Our technology is important to our success and our failure to protect this technology could put us at a competitive disadvantage.

Because many of our products rely on proprietary technology, we believe that the development and protection of intellectual property rights through patents, copyrights, trade secrets, trademarks, confidentiality agreements and other contractual provisions is important to the future success of our business. Despite our efforts to protect proprietary rights, unauthorized parties or competitors may copy or otherwise obtain and use our products or technology. The steps we have taken may not prevent unauthorized use of our technology, particularly in foreign countries where the laws may not protect our proprietary rights as fully as in the U.S. Current and future actions to enforce these rights may result in substantial costs and diversion of resources and we make no assurances that any such actions will be successful.

The conflict in Iraq and any future armed conflict or terrorist activities may cause the economic conditions in the U.S. or abroad to deteriorate, which could harm our business.

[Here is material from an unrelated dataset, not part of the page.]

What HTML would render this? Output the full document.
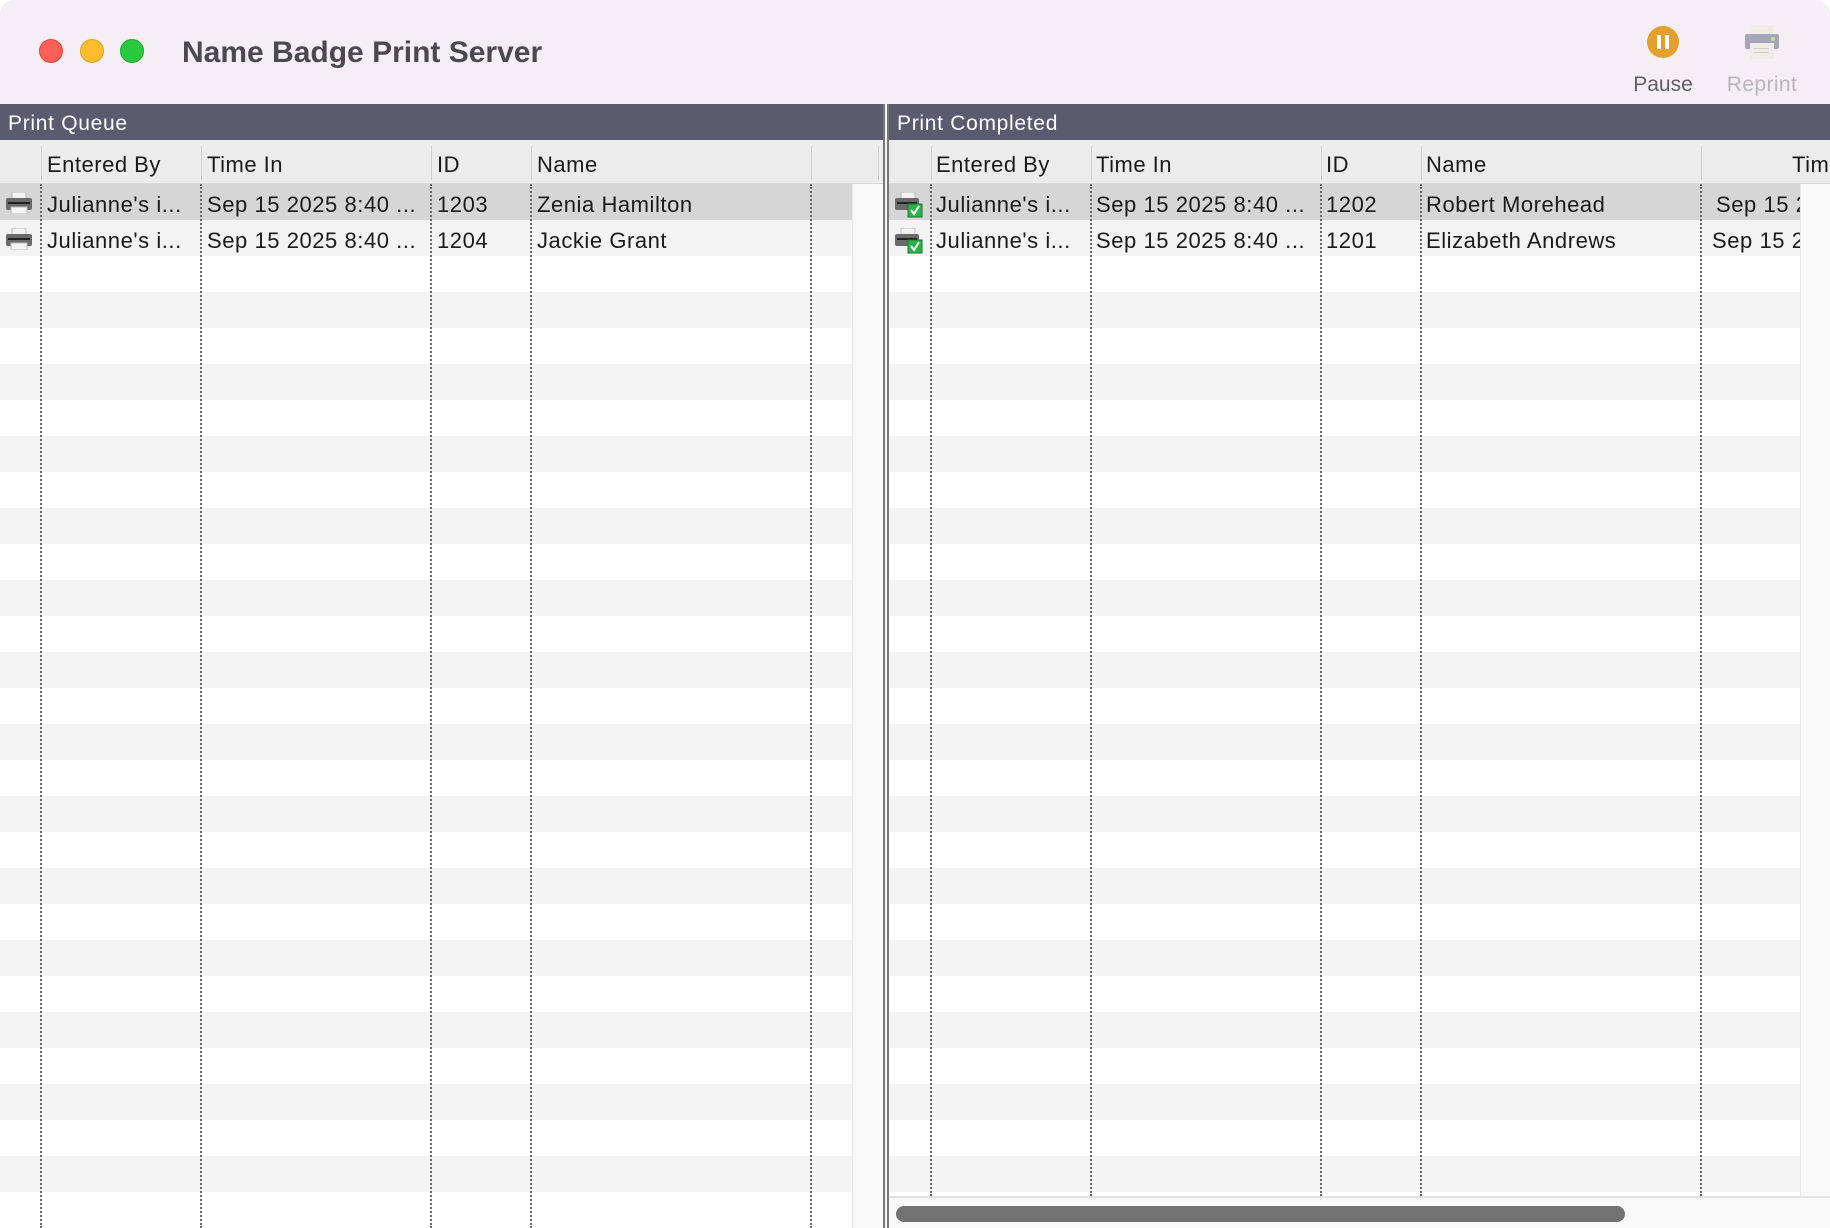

The U.S. and other countries are engaged in a military action in Iraq. The duration and outcome of these activities are unknown. Continued occupation of Iraq, future terrorist attacks against U.S. targets, rumor or threats of war, additional conflicts involving the U.S. or its allies or trade disruptions may negatively impact our operations, cause general economic conditions in the U.S. and abroad to deteriorate or cause worldwide demand for U.S. products to decline. A prolonged economic slowdown or recession in the U.S. or in other areas of the world could reduce the demand for our products and, therefore, negatively affect our future sales and profits. Any of these events could have a significant impact on our business, financial condition or results of operations and may result in the volatility of the market price for our common stock.